Childhood illnesses like this pop up and run their course, and it's in the running through that we notice (or we can notice if we make room for it) that it has that inevitability and that there is little we can do other than notice and take care and focus on how we can best soothe and comfort in this moment.

Focusing the mind

Having a child off has focused me on what I needed to get done this month and what needed to change or support I needed to make that happen. I did not do this in my usual push on through style but in a kinder way to focus around my word of JOY. What even in this unusual time, would bring me most joy? What was the most joyful choice I could make for me, for the children, for all?

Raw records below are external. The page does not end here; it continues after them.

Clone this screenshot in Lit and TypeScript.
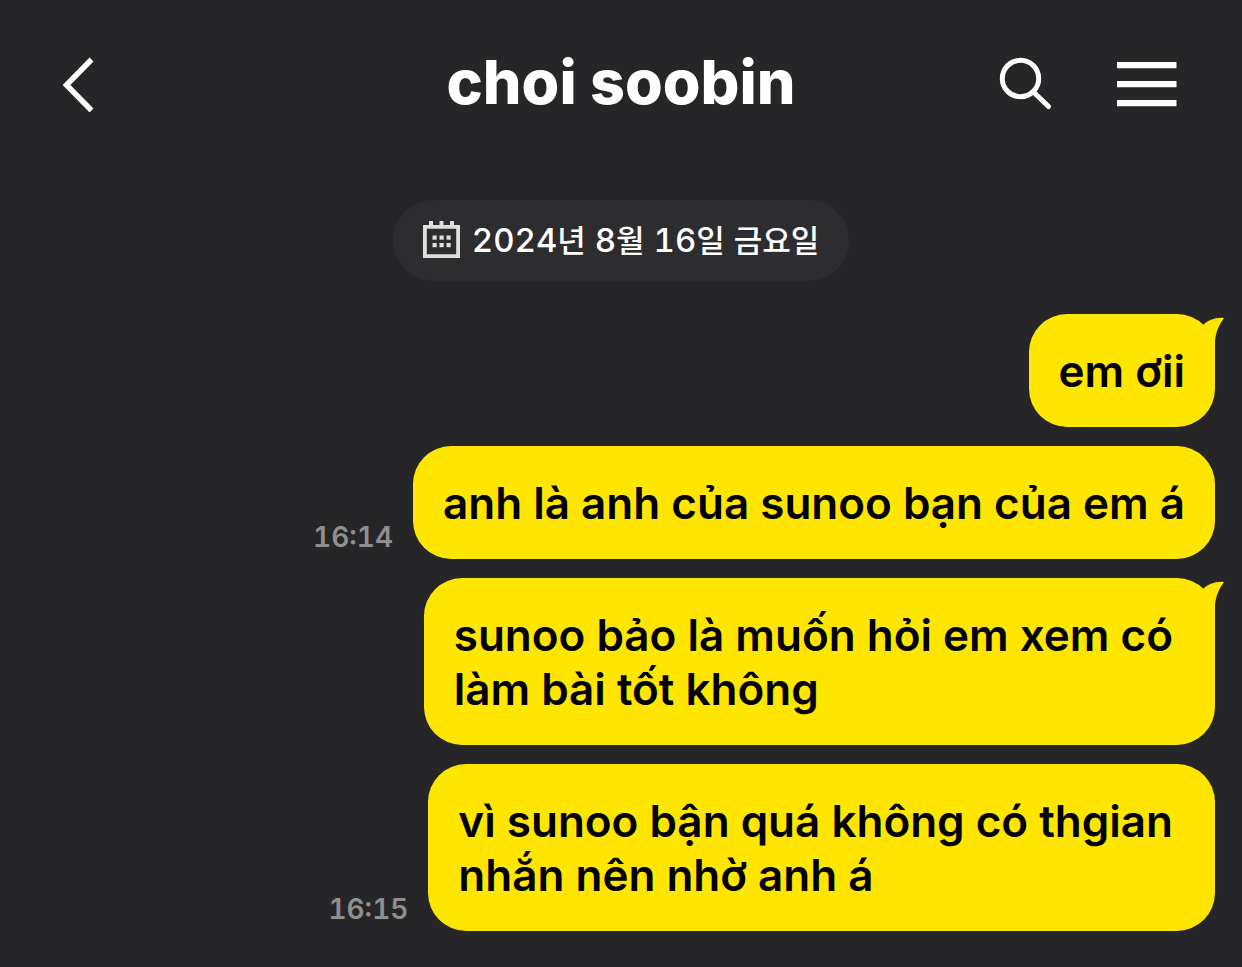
import { LitElement, html, css, svg, nothing } from "lit";
import { customElement, property } from "lit/decorators.js";

interface Message {
  text: string;
  time?: string;
  tail?: boolean;
}

const MESSAGES: Message[] = [
  { text: "em ơii", tail: true },
  { text: "anh là anh của sunoo bạn của em á", time: "16:14" },
  { text: "sunoo bảo là muốn hỏi em xem có\nlàm bài tốt không", tail: true },
  { text: "vì sunoo bận quá không có thgian\nnhắn nên nhờ anh á", time: "16:15" },
];

@customElement("chat-header")
export class ChatHeader extends LitElement {
  @property() name = "";

  static styles = css`
    :host {
      display: block;
    }
    .bar {
      display: grid;
      grid-template-columns: 1fr auto 1fr;
      align-items: center;
      padding: 44px 60px 0;
    }
    .title {
      margin: 0;
      font-size: 61px;
      line-height: 76px;
      font-weight: 800;
      color: #fff;
    }
    .actions {
      display: flex;
      justify-content: flex-end;
      gap: 58px;
    }
    .icon {
      display: block;
      padding: 0;
      border: 0;
      background: none;
      color: #fff;
      cursor: pointer;
    }
    .back {
      justify-self: start;
    }
    .icon svg {
      display: block;
    }
  `;

  render() {
    return html`
      <header class="bar">
        <button class="icon back" aria-label="Back">
          <svg width="40" height="60" viewBox="0 0 40 60" fill="none" stroke="currentColor" stroke-width="5.5">
            <path d="M31.5 7.5 L6.5 33 L31.5 58.5" />
          </svg>
        </button>
        <h1 class="title">${this.name}</h1>
        <div class="actions">
          <button class="icon" aria-label="Search">
            <svg width="60" height="60" viewBox="0 0 60 60" fill="none" stroke="currentColor" stroke-width="5">
              <circle cx="22.5" cy="26.5" r="18.2" />
              <path d="M35.5 40 L50.5 54.5" stroke-linecap="round" />
            </svg>
          </button>
          <button class="icon" aria-label="Menu">
            <svg width="66" height="60" viewBox="0 0 66 60" fill="currentColor">
              <path d="M1 10h59.5v6.3H1zM1 29h59.5v6.3H1zM1 48h59.5v6.3H1z" />
            </svg>
          </button>
        </div>
      </header>
    `;
  }
}

@customElement("date-pill")
export class DatePill extends LitElement {
  @property({ type: Number }) year = 0;
  @property({ type: Number }) month = 0;
  @property({ type: Number }) day = 0;
  @property() weekday = "";

  static styles = css`
    :host {
      display: flex;
      justify-content: center;
    }
    .pill {
      display: flex;
      align-items: center;
      gap: 12px;
      padding: 16px 30px;
      border-radius: 40px;
      background: #2d2d2f;
      color: #fff;
      font-size: 33px;
      line-height: 48px;
      font-weight: 500;
      font-variant-numeric: tabular-nums;
    }
    .unit {
      font-size: 31px;
    }
    .calendar {
      display: block;
      color: #dededf;
    }
  `;

  render() {
    return html`
      <div class="pill">
        <svg class="calendar" width="37" height="39" viewBox="0 0 37 39" fill="currentColor" aria-hidden="true">
          <path fill-rule="evenodd" d="M0 4h37v33H0zM3.8 7.8v25.4h29.4V7.8z" />
          <path d="M6 0h4v5h-4zM16.5 0h4v5h-4zM27 0h4v5h-4z" />
          ${[9.5, 16.5, 23.5].map((x) =>
            [14.5, 22].map((y) => svg`<rect x=${x} y=${y} width="4.2" height="4.2" />`)
          )}
        </svg>
        <time
          >${this.year}<span class="unit">년</span> ${this.month}<span class="unit">월</span> ${this.day}<span
            class="unit"
            >일</span
          >
          <span class="unit">${this.weekday}</span></time
        >
      </div>
    `;
  }
}

@customElement("chat-bubble")
export class ChatBubble extends LitElement {
  @property({ attribute: false }) message!: Message;

  static styles = css`
    :host {
      display: flex;
      justify-content: flex-end;
      align-items: flex-end;
      gap: 20px;
    }
    .time {
      padding-bottom: 4px;
      color: #8f8f90;
      font-size: 28px;
      line-height: 36px;
      font-weight: 600;
      font-variant-numeric: tabular-nums;
    }
    .bubble {
      position: relative;
      padding: 30px 30px 29px;
      border-radius: 38px;
      background: #ffe600;
      color: #000;
    }
    .text {
      margin: 0;
      white-space: pre-line;
      font-size: 44px;
      line-height: 54px;
      font-weight: 600;
    }
    .multiline {
      padding-right: 42px;
    }
    .tail {
      position: absolute;
      top: 0;
      right: -10px;
      fill: #ffe600;
    }
  `;

  render() {
    const { text, time, tail } = this.message;
    return html`
      ${time ? html`<time class="time">${time}</time>` : nothing}
      <div class="bubble ${text.includes("\n") ? "multiline" : ""}">
        ${tail
          ? html`<svg class="tail" width="34" height="40" viewBox="0 0 34 40" aria-hidden="true">
              <path d="M12 11 C17 6 25 3 33 4 C28 11 24 19 24 30 V40 H12 Z" />
            </svg>`
          : nothing}
        <p class="text">${text}</p>
      </div>
    `;
  }
}

@customElement("app-root")
export class AppRoot extends LitElement {
  static styles = css`
    :host {
      display: block;
      box-sizing: border-box;
      min-height: 100vh;
      background: #262628;
      font-family: Inter, "Noto Sans CJK KR", sans-serif;
    }
    .thread {
      display: flex;
      flex-direction: column;
      gap: 19px;
      padding: 33px 27px;
    }
    .date {
      margin-top: 80px;
    }
  `;

  render() {
    return html`
      <chat-header name="choi soobin"></chat-header>
      <main>
        <date-pill class="date" year="2024" month="8" day="16" weekday="금요일"></date-pill>
        <section class="thread">
          ${MESSAGES.map((m) => html`<chat-bubble .message=${m}></chat-bubble>`)}
        </section>
      </main>
    `;
  }
}
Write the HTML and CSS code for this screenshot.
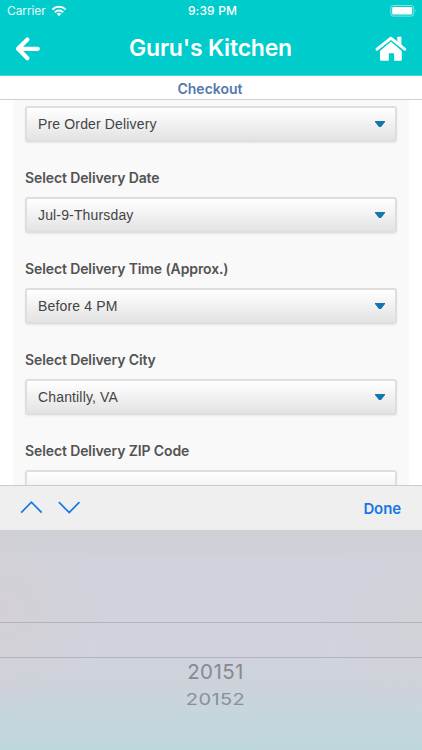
FILE: index.html
```html
<!DOCTYPE html>
<html lang="en">
<head>
<meta charset="utf-8">
<title>Guru's Kitchen</title>
<link rel="stylesheet" href="styles.css">
</head>
<body>
<div class="screen">
  <header class="header">
    <div class="status">
      <div class="status-left">
        <span class="carrier">Carrier</span>
        <svg class="wifi" width="16" height="12" viewBox="0 0 16 12" fill="none" stroke="#fff" stroke-width="2">
          <path d="M1.4 4.5A9.4 9.4 0 0 1 14.6 4.5"/>
          <path d="M3.9 7.2A5.8 5.8 0 0 1 12.1 7.2"/>
          <path d="M8 11.2L5.7 8.8A3.3 3.3 0 0 1 10.3 8.8Z" fill="#fff" stroke="none"/>
        </svg>
      </div>
      <span class="clock">9:39 PM</span>
      <svg class="battery" width="27" height="12" viewBox="0 0 27 12">
        <rect x=".8" y=".5" width="23" height="10.6" rx="2.5" fill="none" stroke="#fff" stroke-opacity=".5"/>
        <rect x="2.2" y="2" width="20" height="7.6" rx="1.1" fill="#fff"/>
        <path d="M25.1 4.2q1.5 1.6 0 3.2z" fill="#fff" fill-opacity=".5"/>
      </svg>
    </div>
    <div class="nav">
      <svg class="back" width="27" height="26" viewBox="0 0 27 26" fill="none" stroke="#fff" stroke-width="4.2" stroke-linecap="round" stroke-linejoin="round">
        <path d="M13.4 3.4L4 12.8L13.4 22.2M4.4 12.8H23.8" />
      </svg>
      <h1 class="title">Guru's Kitchen</h1>
      <svg class="home" width="32" height="26" viewBox="0 0 32 26">
        <path d="M5 15L15.9 5.6L26.8 15V23.4Q26.8 24.7 25.5 24.7H19.1V17.3H13.8V24.7H6.3Q5 24.7 5 23.4Z" fill="#fff"/>
        <path d="M2.1 13.2L15.9 2.2L29.7 13.2" fill="none" stroke="#00cccb" stroke-width="4.8"/>
        <path d="M22.3 .8H26.4V10.5L22.3 7.3Z" fill="#fff"/>
        <path d="M2.1 13.2L15.9 2.2L29.7 13.2" fill="none" stroke="#fff" stroke-width="3" stroke-linecap="round" stroke-linejoin="round"/>
      </svg>
    </div>
  </header>
  <div class="subhead"><span>Checkout</span></div>
  <main class="content">
    <form class="panel">
      <div class="select"><span>Pre Order Delivery</span><i class="caret"></i></div>
      <label class="label"><span>Select Delivery Date</span></label>
      <div class="select"><span>Jul-9-Thursday</span><i class="caret"></i></div>
      <label class="label"><span>Select Delivery Time (Approx.)</span></label>
      <div class="select"><span>Before 4 PM</span><i class="caret"></i></div>
      <label class="label"><span>Select Delivery City</span></label>
      <div class="select"><span>Chantilly, VA</span><i class="caret"></i></div>
      <label class="label"><span>Select Delivery ZIP Code</span></label>
      <div class="select"></div>
    </form>
  </main>
  <div class="toolbar">
    <svg width="60" height="16" viewBox="0 0 60 16" fill="none" stroke="#1877e6" stroke-width="1.7">
      <path d="M1.2 12.6L11.4 2.2L21.7 12.6M38.9 2.2L49.2 12.6L59.4 2.2"/>
    </svg>
    <span class="done">Done</span>
  </div>
  <div class="picker">
    <div class="band"></div>
    <div class="option first"><span>20151</span></div>
    <div class="option second"><span>20152</span></div>
  </div>
</div>
</body>
</html>
```
FILE: styles.css
```css
* { box-sizing: border-box; }
body { margin: 0; font-family: Inter, "Liberation Sans", sans-serif; }
.screen { width: 422px; height: 750px; overflow: hidden; display: flex; flex-direction: column; background: #fff; }
.header { height: 76px; flex: none; background: #00cccb; border-bottom: 1px solid #40d9d8; color: #fff; }
.status { height: 22px; display: grid; grid-template-columns: 1fr auto 1fr; align-items: center; padding: 0 5px 0 7px; font-size: 12px; line-height: 22px; }
.status-left { display: flex; align-items: center; gap: 5px; }
.carrier { opacity: .93; letter-spacing: -.1px; }
.wifi { margin-top: -1px; }
.clock { font-weight: 500; letter-spacing: .15px; padding-left: 1px; }
.battery { justify-self: end; margin-top: -1px; }
.nav { height: 53px; display: grid; grid-template-columns: 40px 1fr 40px; align-items: center; padding: 0 15px 0 14px; }
.title { margin: 0; font-size: 23px; line-height: 48px; padding-bottom: 2px; font-weight: 600; letter-spacing: -.2px; text-align: center; white-space: nowrap; }
.home { justify-self: end; }
.subhead { height: 24px; flex: none; border-bottom: 1px solid #cfcfcf; text-align: center; font-size: 14px; line-height: 26px; font-weight: 600; color: #5478ac; padding-right: 2px; }
.content { height: 385px; flex: none; overflow: hidden; padding: 0 13px; }
.panel { margin: 0; padding: 6px 12px 0; background: #f9f9f9; }
.select { height: 36px; display: flex; align-items: center; justify-content: space-between; padding: 0 10px 0 11px; border: 2px solid #dedede; border-radius: 3px; background: linear-gradient(#fff, #e3e3e3); background-clip: padding-box; box-shadow: 0 1px 2px rgba(0,0,0,.08); color: #444; font: 14px/32px "Liberation Sans", sans-serif; letter-spacing: .15px; }
.caret { width: 10px; height: 6px; background: #1178ad; clip-path: polygon(0 0, 100% 0, 100% 17%, 60% 100%, 40% 100%, 0 17%); }
.label { height: 55px; display: flex; align-items: center; padding-top: 17px; font-size: 14px; line-height: 18px; font-weight: 600; letter-spacing: -.11px; color: #535353; }
.toolbar { height: 45px; flex: none; display: flex; align-items: center; justify-content: space-between; padding: 0 21px 0 20px; border-top: 1px solid #cbcccd; background: #efeff0; }
.done { font-size: 15px; font-weight: 600; letter-spacing: -.1px; color: #1877e6; }
.picker { height: 220px; flex: none; padding-top: 92px; background: radial-gradient(110px 100px at 0 80px, rgba(213,207,210,.7), rgba(211,209,213,0)), radial-gradient(110px 100px at 100% 90px, rgba(211,209,213,.6), rgba(211,209,213,0)), linear-gradient(#ced0d5 0, #d0d2dc 30px, #d0d3dd 128px, #cdd2da 155px, #c7d5dc 180px, #bdd8dd 220px); }
.band { height: 36px; border: solid #b4b5bd; border-width: 1px 0; }
.option { display: flex; justify-content: center; color: #858a91; padding-left: 9px; }
.first { height: 29px; font-size: 20.5px; line-height: 28px; letter-spacing: .4px; }
.second { height: 25px; font-size: 20px; line-height: 25px; letter-spacing: .4px; color: #899098; }
.second span { transform: scaleY(.8); }
```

Choosing to remember my word of the year, JOY when I was feeling less joyful than I hoped, enabled me to remember that this was just a phase. It enabled me to change my focus for the month, and stay feeling grateful that I have the capacity to do so, It allowed me to make choices about what needed to stay in, and what I needed to let go of.

Letting go

Sometimes when you have an unusual time like this, you may need to let go of something that you hoped to do. I had been looking at an 8 week mindfulness course in London but it would mean some flex around with the school run - with having extra time off we found we just couldn't really work it in, and rather than pushing it I have been more easily able to let go of it for right now. When it is right, when it will bring me joy, when there is capacity for it, it will happen.

As you practice your own self care this week, think about how you can be more open to being compassionate with yourself.